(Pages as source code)
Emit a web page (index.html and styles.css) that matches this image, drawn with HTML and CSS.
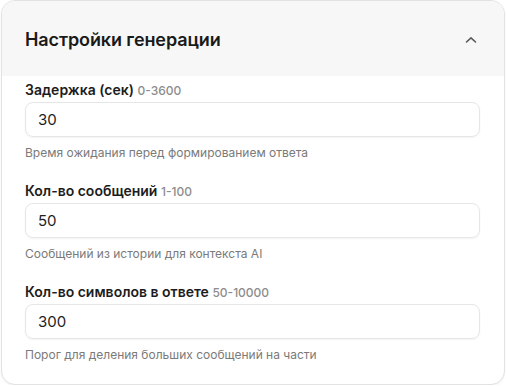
FILE: index.html
```html
<!DOCTYPE html>
<html lang="ru">
<head>
<meta charset="utf-8">
<link rel="stylesheet" href="styles.css">
</head>
<body>
<section class="card">
  <header class="card-header">
    <h2 class="card-title">Настройки генерации</h2>
    <svg class="chevron" width="14" height="14" viewBox="0 0 14 14" aria-hidden="true">
      <path d="M2.5 9 L7 4.8 L11.5 9" fill="none" stroke="#5a5a5a" stroke-width="1.6" stroke-linecap="round" stroke-linejoin="round"/>
    </svg>
  </header>
  <div class="card-body">
    <div class="field">
      <label class="field-label">Задержка (сек) <span class="range">0-3600</span></label>
      <div class="input">30</div>
      <p class="help">Время ожидания перед формированием ответа</p>
    </div>
    <div class="field">
      <label class="field-label">Кол-во сообщений <span class="range">1-100</span></label>
      <div class="input">50</div>
      <p class="help">Сообщений из истории для контекста AI</p>
    </div>
    <div class="field">
      <label class="field-label">Кол-во символов в ответе <span class="range">50-10000</span></label>
      <div class="input">300</div>
      <p class="help">Порог для деления больших сообщений на части</p>
    </div>
  </div>
</section>
</body>
</html>
```

FILE: styles.css
```css
* { box-sizing: border-box; }
html, body { margin: 0; padding: 0; background: #ffffff; }
body {
  padding: 0 1px 0 1px;
  font-family: Inter, "Noto Sans", "DejaVu Sans", sans-serif;
  color: #1c1c1c;
}
.card {
  width: 504px;
  height: 385px;
  border: 1px solid #e2e2e2;
  border-radius: 14px;
  overflow: hidden;
  background: #ffffff;
  box-shadow: 0 1px 2px rgba(0,0,0,0.05);
}
.card-header {
  height: 75px;
  background: #f7f7f7;
  display: flex;
  align-items: center;
  justify-content: space-between;
  padding: 0 26px 0 23px;
}
.card-title {
  margin: 0;
  font-size: 18px;
  font-weight: 600;
  letter-spacing: -0.1px;
  color: #1a1a1a;
  position: relative;
  top: 1px;
}
.chevron { display: block; position: relative; top: 1px; }
.card-body {
  padding: 4px 24px 0 23px;
  display: flex;
  flex-direction: column;
  gap: 20px;
}
.field { display: flex; flex-direction: column; }
.field-label {
  font-size: 14px;
  line-height: 20px;
  font-weight: 600;
  color: #1c1c1c;
}
.range {
  font-size: 12px;
  font-weight: 500;
  color: #8c8c8c;
}
.input {
  margin-top: 1px;
  height: 35px;
  border: 1px solid #e6e6e6;
  border-radius: 8px;
  box-shadow: 0 1px 2px rgba(0,0,0,0.05);
  padding: 0 12px;
  display: flex;
  align-items: center;
  font-size: 15px;
  color: #1e1e1e;
}
.help {
  margin: 8px 0 0;
  font-size: 12px;
  line-height: 16px;
  color: #7a7a7a;
}
```
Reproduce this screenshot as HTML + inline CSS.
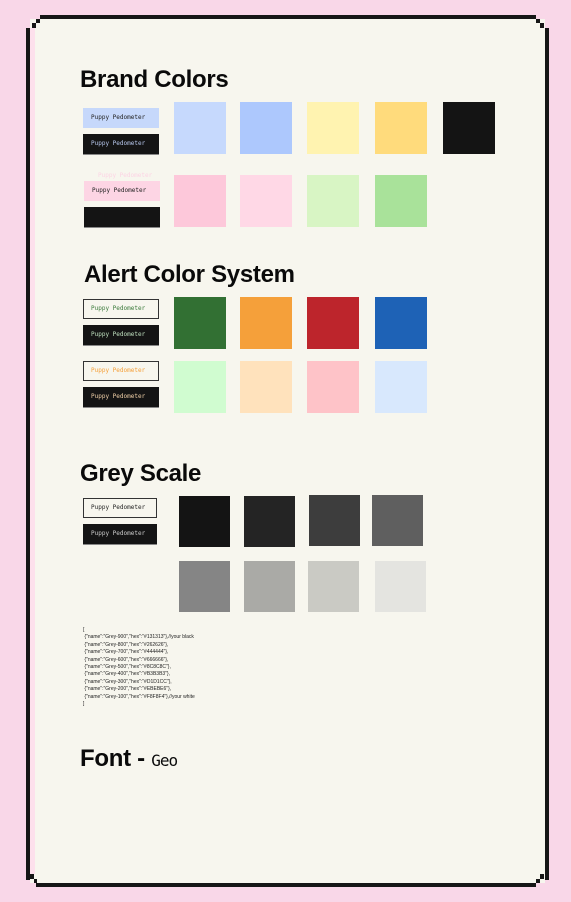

To be done
Restate the data above exactly, stripping out each image.

Task output
Emit a web page (index.html and styles.css) that matches this image, drawn with HTML and CSS.
FILE: index.html
```html
<!DOCTYPE html>
<html lang="ru">
<head>
<meta charset="utf-8">
<link rel="stylesheet" href="styles.css">
</head>
<body>
<section class="card">
  <header class="card-header">
    <h2 class="card-title">Настройки генерации</h2>
    <svg class="chevron" width="14" height="14" viewBox="0 0 14 14" aria-hidden="true">
      <path d="M2.5 9 L7 4.8 L11.5 9" fill="none" stroke="#5a5a5a" stroke-width="1.6" stroke-linecap="round" stroke-linejoin="round"/>
    </svg>
  </header>
  <div class="card-body">
    <div class="field">
      <label class="field-label">Задержка (сек) <span class="range">0-3600</span></label>
      <div class="input">30</div>
      <p class="help">Время ожидания перед формированием ответа</p>
    </div>
    <div class="field">
      <label class="field-label">Кол-во сообщений <span class="range">1-100</span></label>
      <div class="input">50</div>
      <p class="help">Сообщений из истории для контекста AI</p>
    </div>
    <div class="field">
      <label class="field-label">Кол-во символов в ответе <span class="range">50-10000</span></label>
      <div class="input">300</div>
      <p class="help">Порог для деления больших сообщений на части</p>
    </div>
  </div>
</section>
</body>
</html>
```

FILE: styles.css
```css
* { box-sizing: border-box; }
html, body { margin: 0; padding: 0; background: #ffffff; }
body {
  padding: 0 1px 0 1px;
  font-family: Inter, "Noto Sans", "DejaVu Sans", sans-serif;
  color: #1c1c1c;
}
.card {
  width: 504px;
  height: 385px;
  border: 1px solid #e2e2e2;
  border-radius: 14px;
  overflow: hidden;
  background: #ffffff;
  box-shadow: 0 1px 2px rgba(0,0,0,0.05);
}
.card-header {
  height: 75px;
  background: #f7f7f7;
  display: flex;
  align-items: center;
  justify-content: space-between;
  padding: 0 26px 0 23px;
}
.card-title {
  margin: 0;
  font-size: 18px;
  font-weight: 600;
  letter-spacing: -0.1px;
  color: #1a1a1a;
  position: relative;
  top: 1px;
}
.chevron { display: block; position: relative; top: 1px; }
.card-body {
  padding: 4px 24px 0 23px;
  display: flex;
  flex-direction: column;
  gap: 20px;
}
.field { display: flex; flex-direction: column; }
.field-label {
  font-size: 14px;
  line-height: 20px;
  font-weight: 600;
  color: #1c1c1c;
}
.range {
  font-size: 12px;
  font-weight: 500;
  color: #8c8c8c;
}
.input {
  margin-top: 1px;
  height: 35px;
  border: 1px solid #e6e6e6;
  border-radius: 8px;
  box-shadow: 0 1px 2px rgba(0,0,0,0.05);
  padding: 0 12px;
  display: flex;
  align-items: center;
  font-size: 15px;
  color: #1e1e1e;
}
.help {
  margin: 8px 0 0;
  font-size: 12px;
  line-height: 16px;
  color: #7a7a7a;
}
```
Reproduce this screenshot as HTML + inline CSS.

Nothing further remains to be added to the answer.